Jill and Joe Biden attended the US Capitol ceremony to honor the legendary jurist.
11:19 a.m. ET, September 25, 2020
Pelosi: "Ruth Bader Ginsburg: petite in size, monumental in impact"
House Speaker Nancy Pelosi released a statement on Justice Ruth Bader Ginsburg lying in state at the US Capitol. Ginsburg became the first woman and Jewish person in history to do so there.
Read a portion of Pelosi's statement:
“On behalf of the United States Congress, it is my sad honor to welcome so many who loved Justice Ginsburg to this celebration of her life here in the United States Capitol. Ruth Bader Ginsburg: petite in size, monumental in impact. Justice Ginsburg embodied justice, brilliance and goodness. Her passing is an incalculable loss for our democracy and for all who strive to build a better future for our children. Ruth Bader Ginsburg was an icon, whose towering intellect, tenacity and devotion to our nation’s Founding ideals of equality and justice inspired millions around the world. We see that appreciation reflected in the countless letters, flowers and tributes that blanketed the front of the Supreme Court after her passing: an extraordinary outpouring of love and support from Americans from across the country."

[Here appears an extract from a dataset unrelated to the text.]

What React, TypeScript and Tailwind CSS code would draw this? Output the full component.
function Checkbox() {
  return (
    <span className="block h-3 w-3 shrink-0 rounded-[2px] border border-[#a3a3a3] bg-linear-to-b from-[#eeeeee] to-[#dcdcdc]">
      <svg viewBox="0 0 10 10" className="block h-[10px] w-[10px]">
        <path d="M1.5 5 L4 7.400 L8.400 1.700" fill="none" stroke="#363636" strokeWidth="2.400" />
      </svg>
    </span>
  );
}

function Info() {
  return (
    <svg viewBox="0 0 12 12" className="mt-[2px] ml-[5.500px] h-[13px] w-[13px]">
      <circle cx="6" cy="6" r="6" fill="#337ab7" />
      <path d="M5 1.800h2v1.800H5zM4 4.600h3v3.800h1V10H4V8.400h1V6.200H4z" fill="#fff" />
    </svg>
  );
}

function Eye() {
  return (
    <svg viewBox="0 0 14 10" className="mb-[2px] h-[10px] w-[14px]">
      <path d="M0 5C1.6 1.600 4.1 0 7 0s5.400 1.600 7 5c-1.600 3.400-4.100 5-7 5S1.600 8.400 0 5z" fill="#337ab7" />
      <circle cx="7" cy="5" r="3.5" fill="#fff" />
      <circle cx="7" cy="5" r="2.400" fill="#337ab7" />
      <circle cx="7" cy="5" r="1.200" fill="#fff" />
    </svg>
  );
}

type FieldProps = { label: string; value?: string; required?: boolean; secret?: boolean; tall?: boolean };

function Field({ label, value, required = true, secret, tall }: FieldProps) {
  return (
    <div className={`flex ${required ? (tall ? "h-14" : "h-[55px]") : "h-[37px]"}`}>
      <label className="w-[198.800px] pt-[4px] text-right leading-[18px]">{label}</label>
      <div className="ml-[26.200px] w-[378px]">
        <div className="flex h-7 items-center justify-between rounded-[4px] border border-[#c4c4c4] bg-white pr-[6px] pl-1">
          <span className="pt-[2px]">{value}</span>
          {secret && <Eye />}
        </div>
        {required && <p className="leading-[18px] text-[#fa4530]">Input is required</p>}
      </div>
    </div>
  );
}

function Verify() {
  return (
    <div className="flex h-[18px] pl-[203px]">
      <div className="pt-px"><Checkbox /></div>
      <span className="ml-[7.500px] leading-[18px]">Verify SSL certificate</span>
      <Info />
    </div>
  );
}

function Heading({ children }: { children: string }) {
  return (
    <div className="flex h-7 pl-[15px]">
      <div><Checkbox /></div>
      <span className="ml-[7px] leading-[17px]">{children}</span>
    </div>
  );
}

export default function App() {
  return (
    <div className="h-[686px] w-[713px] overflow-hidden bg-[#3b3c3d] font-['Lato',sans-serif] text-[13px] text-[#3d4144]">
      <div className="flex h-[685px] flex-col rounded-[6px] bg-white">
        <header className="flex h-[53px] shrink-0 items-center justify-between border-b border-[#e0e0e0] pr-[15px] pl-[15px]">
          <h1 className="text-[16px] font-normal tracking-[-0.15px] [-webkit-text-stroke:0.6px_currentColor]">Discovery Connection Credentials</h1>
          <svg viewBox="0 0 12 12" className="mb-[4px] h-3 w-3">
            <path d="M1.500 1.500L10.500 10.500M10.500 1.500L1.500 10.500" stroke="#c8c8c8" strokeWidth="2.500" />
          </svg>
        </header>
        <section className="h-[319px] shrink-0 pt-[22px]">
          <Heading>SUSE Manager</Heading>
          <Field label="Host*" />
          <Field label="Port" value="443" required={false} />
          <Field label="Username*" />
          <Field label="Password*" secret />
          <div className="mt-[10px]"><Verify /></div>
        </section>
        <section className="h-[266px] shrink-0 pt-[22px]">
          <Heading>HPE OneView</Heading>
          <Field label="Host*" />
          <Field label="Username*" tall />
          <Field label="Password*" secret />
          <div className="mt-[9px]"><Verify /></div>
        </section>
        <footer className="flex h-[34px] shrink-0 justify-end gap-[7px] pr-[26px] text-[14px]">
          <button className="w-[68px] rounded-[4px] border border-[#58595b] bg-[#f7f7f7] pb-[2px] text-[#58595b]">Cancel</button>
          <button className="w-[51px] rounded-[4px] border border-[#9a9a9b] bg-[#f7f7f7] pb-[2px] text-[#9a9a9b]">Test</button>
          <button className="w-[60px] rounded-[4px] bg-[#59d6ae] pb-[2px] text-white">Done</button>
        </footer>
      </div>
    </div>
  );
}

11:14 a.m. ET, September 25, 2020
CNN's Ariane de Vogue on Ginsburg's love for music and the private opera gatherings she would host
CNN's Ariane de Vogue shared an anecdote about Justice Ruth Bader Ginsburg's love for American operatic soprano Denyce Graves and the private opera gatherings she would host at the court for a few guests.

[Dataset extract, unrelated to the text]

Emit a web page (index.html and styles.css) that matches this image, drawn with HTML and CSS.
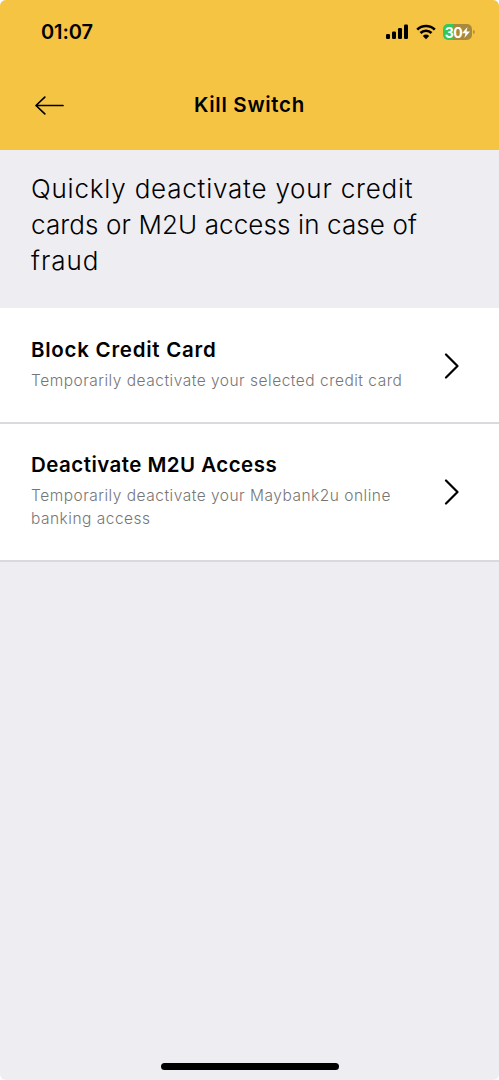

"You can bet that justices like Kavanaugh and Justice Gorsuch who didn't know a lot about opera, they would be there, and they would sit there and listen. And when somebody like Denyce Graves would sing, Ruth Bader Ginsburg didn't often smile on the bench or in public appearances, she was kind of very serious. She would beam. And what's interesting, she'd often say, you know, 'I always wished that I could be a great diva, but alas, I couldn't sing.' So she loved music and you really saw that in that ceremony."
Graves performed "American Anthem” in today's memorial, accompanied by pianist Laura Ward.